The Presidio (1988) ***

Blame the young whelp. Hollywood had form when it came to piggybacking a rising star on the back of an older established star. Go back to Montgomery Clift and John Wayne in Red River (1948) and you can see why it’s such a potent route to success. Young bucks like James Caan in another John Wayne number El Dorado (1967) fared less well. Tom Cruise got the hang of it, riding on the coattails of Paul Newman in The Color of Money (1986) and Dustin Hoffman for Rain Man (1988). Sean Connery was even known to help out – consider his mentoring of the characters played by Kevin Costner in The Untouchables (1987) or Wesley Snipes in Rising Sun (1993).

But sometimes it just doesn’t work. And that’s the main flaw here in an otherwise involving crime drama featuring unwilling partners that has the requisite car chases, a variety of smart moves, and a hefty load of emotional complication. Military cop Lt Col Alan Caldwell (Sean Connery) has daughter issues, daughter Donna (Meg Ryan) has daddy issues and commitment issues, while civilian cop Jay Austin (Mark Harmon) has authority issues.

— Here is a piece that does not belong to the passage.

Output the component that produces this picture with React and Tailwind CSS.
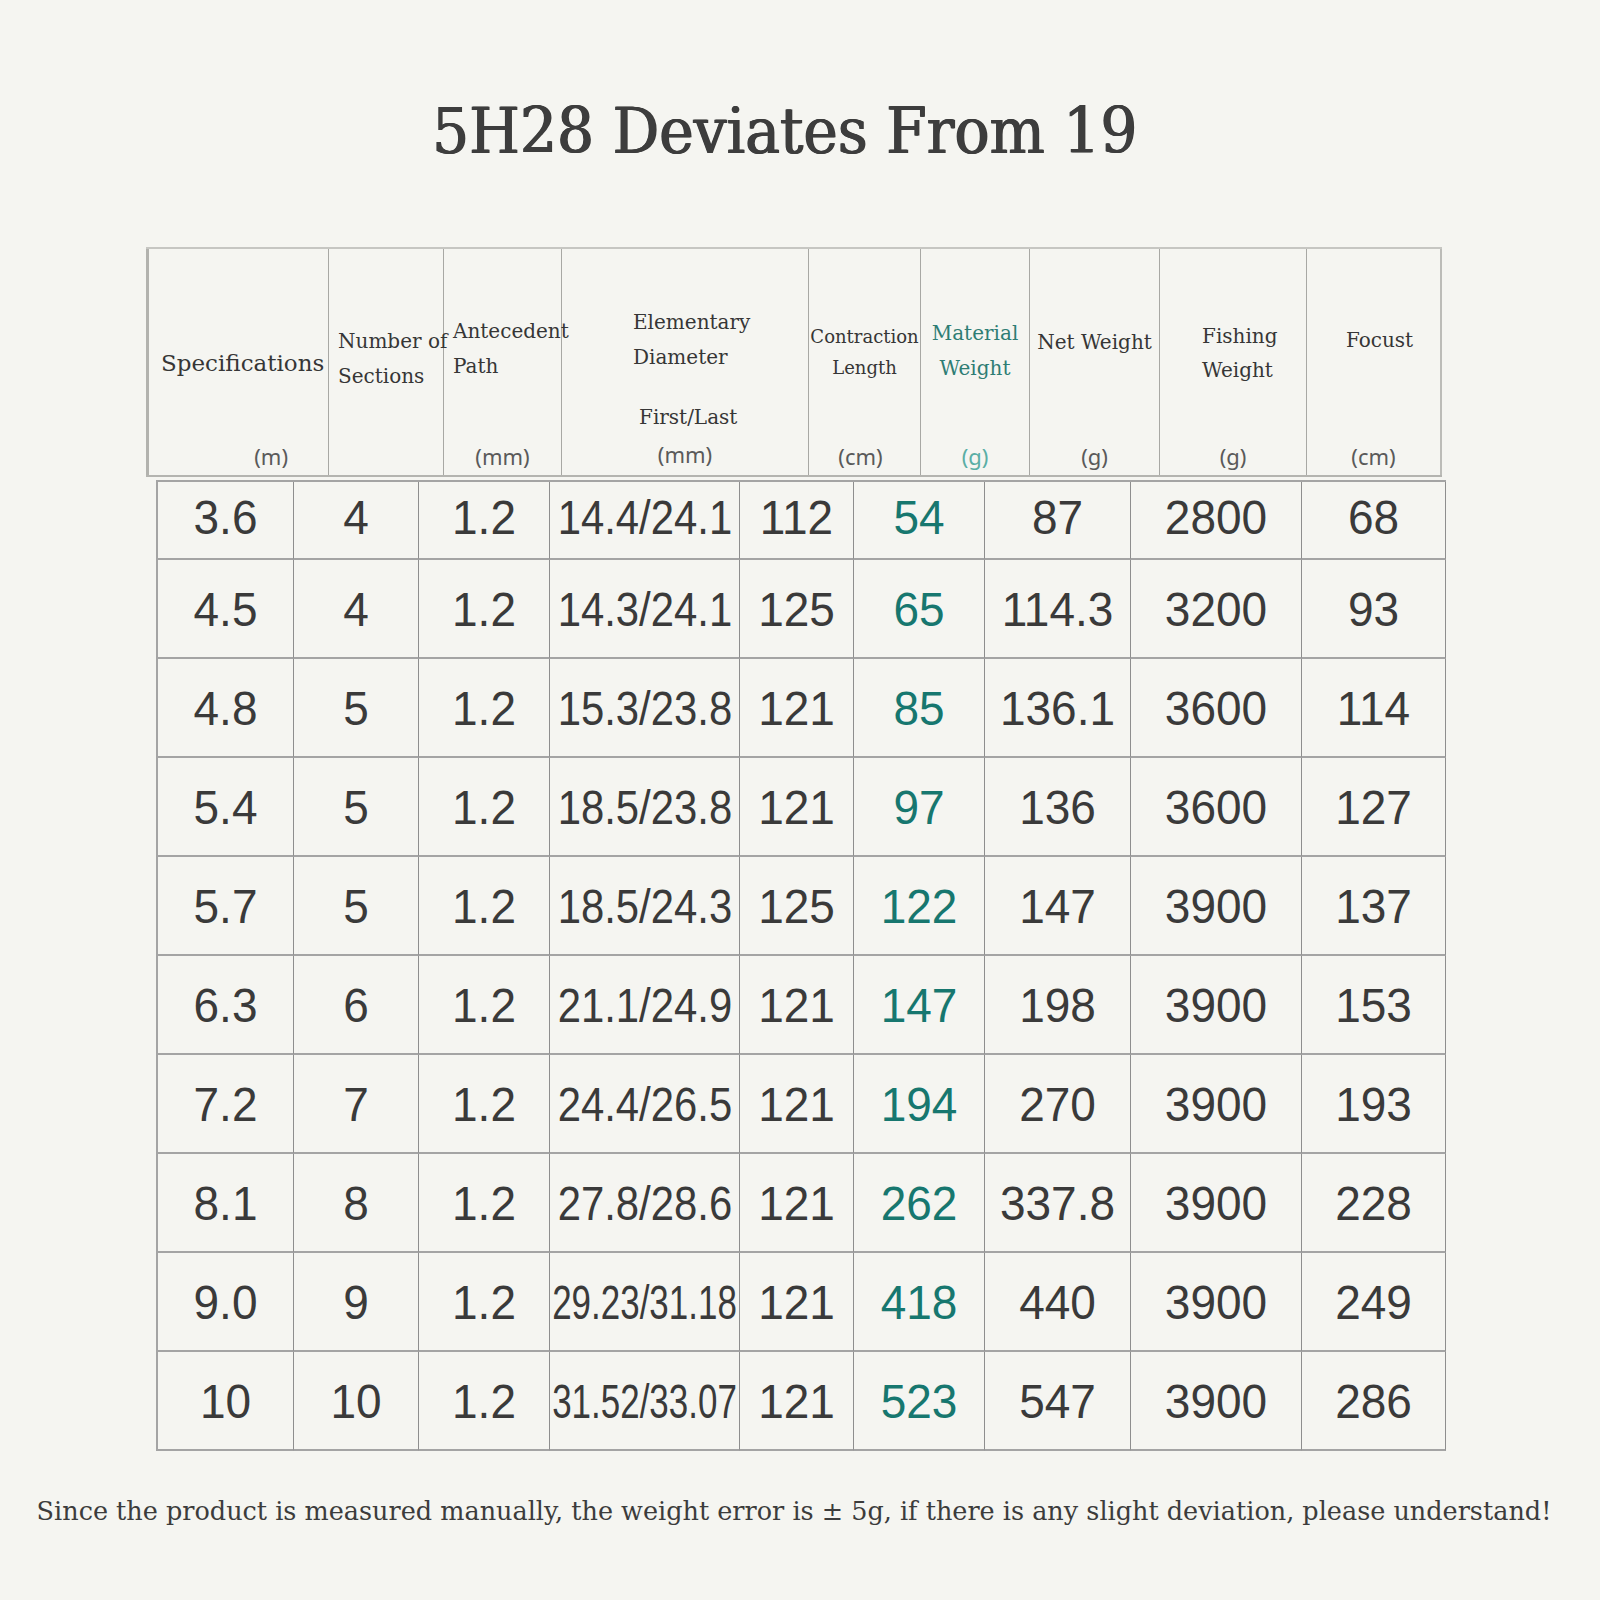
import React from "react";

const rows = [
  ["3.6", "4", "1.2", "14.4/24.1", "112", "54", "87", "2800", "68"],
  ["4.5", "4", "1.2", "14.3/24.1", "125", "65", "114.3", "3200", "93"],
  ["4.8", "5", "1.2", "15.3/23.8", "121", "85", "136.1", "3600", "114"],
  ["5.4", "5", "1.2", "18.5/23.8", "121", "97", "136", "3600", "127"],
  ["5.7", "5", "1.2", "18.5/24.3", "125", "122", "147", "3900", "137"],
  ["6.3", "6", "1.2", "21.1/24.9", "121", "147", "198", "3900", "153"],
  ["7.2", "7", "1.2", "24.4/26.5", "121", "194", "270", "3900", "193"],
  ["8.1", "8", "1.2", "27.8/28.6", "121", "262", "337.8", "3900", "228"],
  ["9.0", "9", "1.2", "29.23/31.18", "121", "418", "440", "3900", "249"],
  ["10", "10", "1.2", "31.52/33.07", "121", "523", "547", "3900", "286"],
];

const serif = "font-['DejaVu_Serif',serif]";
const unit = "font-['Noto_Sans',sans-serif] text-[22px] leading-[30px] text-[#5a5a5a]";

const HeaderRow = () => {
  return (
    <div className={`ml-[146px] mt-[84px] flex h-[230px] w-[1296px] border-y-2 border-t-[#c6c6c2] border-b-[#b4b4b0] text-[20px] text-[#363636] ${serif}`}>
      <div className="flex w-[183px] flex-col border-r border-l-[3px] border-r-[#a8a8a4] border-l-[#b2b2ae] pl-[12px]">
        <div className="mt-[99px] whitespace-nowrap text-[23px] leading-[30px]">Specifications</div>
        <div className={`mt-auto self-end pb-[4px] pr-[40px] ${unit}`}>(m)</div>
      </div>
      <div className="flex w-[115px] flex-col border-r border-[#a8a8a4] pl-[9px] leading-[35px]">
        <div className="mt-[75px] whitespace-nowrap">Number of</div>
        <div>Sections</div>
      </div>
      <div className="flex w-[118px] flex-col border-r border-[#a8a8a4] leading-[35px]">
        <div className="mt-[65px] whitespace-nowrap pl-[9px]">Antecedent</div>
        <div className="pl-[9px]">Path</div>
        <div className={`mt-auto pb-[4px] text-center ${unit}`}>(mm)</div>
      </div>
      <div className="flex w-[247px] flex-col border-r border-[#a8a8a4] leading-[35px]">
        <div className="mt-[56px] pl-[71px]">Elementary</div>
        <div className="pl-[71px]">Diameter</div>
        <div className="mt-[25px] pl-[77px]">First/Last</div>
        <div className={`mt-auto pb-[6px] text-center ${unit}`}>(mm)</div>
      </div>
      <div className="flex w-[112px] flex-col items-center border-r border-[#a8a8a4] text-[18px] leading-[31px]">
        <div className="mt-[72px] whitespace-nowrap">Contraction</div>
        <div>Length</div>
        <div className={`mt-auto pb-[4px] pr-[8px] ${unit}`}>(cm)</div>
      </div>
      <div className="flex w-[109px] flex-col items-center border-r border-[#a8a8a4] leading-[35px] text-[#2e7d74]">
        <div className="mt-[67px]">Material</div>
        <div>Weight</div>
        <div className="mt-auto pb-[4px] font-['Noto_Sans',sans-serif] text-[22px] leading-[30px] text-[#5aaea5]">(g)</div>
      </div>
      <div className="flex w-[130px] flex-col items-center border-r border-[#a8a8a4] leading-[35px]">
        <div className="mt-[76px] whitespace-nowrap">Net Weight</div>
        <div className={`mt-auto pb-[4px] ${unit}`}>(g)</div>
      </div>
      <div className="flex w-[147px] flex-col border-r border-[#a8a8a4] leading-[34px]">
        <div className="mt-[70px] pl-[42px]">Fishing</div>
        <div className="pl-[42px]">Weight</div>
        <div className={`mt-auto pb-[4px] text-center ${unit}`}>(g)</div>
      </div>
      <div className="flex w-[135px] flex-col items-center border-r-2 border-[#bcbcb8] leading-[35px]">
        <div className="mt-[74px] pl-[12px]">Focust</div>
        <div className={`mt-auto pb-[4px] ${unit}`}>(cm)</div>
      </div>
    </div>
  );
};

const Cell = ({ value, col, row }) => {
  const teal = col === 5;
  let scale = "scale-y-[1.05]";
  if (col === 3) scale = row >= 8 ? "scale-x-[0.76] scale-y-[1.05]" : "scale-x-[0.91] scale-y-[1.05]";
  return (
    <div
      className={`flex items-center justify-center border-r border-b-2 border-r-[#8e8e8e] border-b-[#a4a4a4] ${
        row === 0 ? "h-[78px] pb-[6px]" : "h-[99px]"
      } ${teal ? "text-[#17776f]" : "text-[#3a3a3a]"}`}
    >
      <span className={`inline-block whitespace-nowrap ${scale}`}>{value}</span>
    </div>
  );
};

const App = () => {
  return (
    <div className="min-h-[1600px] w-[1600px] bg-[#f5f5f1]">
      <div className="flex justify-center pr-[30px] pt-[99px]">
        <h1 className={`inline-block scale-x-[0.91] whitespace-nowrap text-[64px] leading-none text-[#3d3d3d] [text-shadow:1px_0_0_#3d3d3d,-0.5px_0_0_#3d3d3d] ${serif}`}>
          5H28 Deviates From 19
        </h1>
      </div>
      <HeaderRow />
      <div className="ml-[156px] mt-[3px] grid w-[1290px] grid-cols-[136px_125px_131px_190px_114px_131px_146px_171px_144px] border-l-2 border-t-2 border-[#a4a4a4] font-['Liberation_Sans',Arial,sans-serif] text-[46px] leading-none">
        {rows.map((r, ri) =>
          r.map((v, ci) => <Cell key={`${ri}-${ci}`} value={v} col={ci} row={ri} />)
        )}
      </div>
      <div className="mt-[45px] flex justify-center pr-[12px]">
        <p className={`whitespace-nowrap text-[25.5px] leading-[30px] text-[#3c3c3c] ${serif}`}>
          Since the product is measured manually, the weight error is ± 5g, if there is any slight deviation, please understand!
        </p>
      </div>
    </div>
  );
};

export default App;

Caldwell and Austin are forced to work together after a murder on San Francisco military base The Presidio.

Austin is altogether too volatile, too apt to go off at the mouth, and more important (in acting terms) hasn’t learned to rein it in, to reveal all through the eyes and bite off what snappy dialog comes his way rather than throwing stuff around and slamming doors and such. To complicate matters Austin and Caldwell have a past. To complicate matters even more – or to put it another way spice up proceedings – Austin and Donna get it together after a pretty neat meet-cute.

While in some ways Donna is cute, mostly she’s feisty, determined to put both dad and lover in their places. Both Caldwell and Austin have a top-class solo scene – the colonel when he turns the tables on a barroom bully, Harmon when he sweet-talks a secretary into providing vital information. The more experienced Caldwell tends to be one step ahead in terms of figuring out what’s going on. But in terms of the running, jumping and standing still stuff, it’s mostly Harmon who is dumped with the action, Caldwell the altogether cooler cat.

While Connery was coming off an Oscar for The Untouchables, I have to confess I’d never heard of Harmon. Turns out his rising stardom was on the back of a couple of television series –  Flamingo Road (1980-1982) and St Elsewhere (1983-1986) plus a turn as Ted Bundy in the mini series The Deliberate Stranger (1986). In terms of movies, he’d been top-billed in the lackluster thriller Let’s Get Harry (1986) and Carl Reiner surprise comedy hit Summer School (1987) which took in $15.7 million in rentals and placed 27th for the year, ahead of Kevin Costner in No Way Out and Bruce Willis in Blind Date.

Harmon was the replacement for Don Johnson who was on duty in Miami Vice. Whether Johnson would have been capable of taking on Connery is open to question. Harmon clearly struggled and Meg Ryan (Top Gun, 1986) ran away with what Connery left on the acting table.

This was an interesting role for Connery, not just coming to terms with his daughter but also with betrayal, and the climactic scene in a cemetery is a career highlight.

Back to the tale: under-rated director Peter Hyams (Capricorn One, 1978) keeps the action coming and in between ensures emotional tension holds sway. Apart from Harmon, what lets it down is the story – the real story I mean not the various personnel sorting out their private lives. It’s not that the conspiracy the pair uncover isn’t interesting, it’s just not interesting enough and I guessed from the minute he was introduced who the bad guy was.

But the dialog is meaty enough and Meg Ryan shows more promise and of course by this stage Connery is such an assured performer that he’s not going to put a foot wrong. I’m not sure that filming a car chase in the darkness on the city’s steep inclines was a good idea, apart from the white sparks zinging out of the darkness. A later Connery venture The Rock (1996) did it much better. Written by Larry Ferguson (The Highlander, 1986).

If you can ignore Harmon, a good evening’s watch.

NOTE: The movie didn’t do so well at the U.S. box office – just $10 million in rentals, but it took in nearly half as much again in Japan so my guess the Connery name in the global markets helped recouped the cost. But this was the beginning of the famous “long tail” when movies made a lot more after initial release and this was a case in point. Although it only placed 50th on Variety’s annual box office chart, it made the Top Ten for the year on video.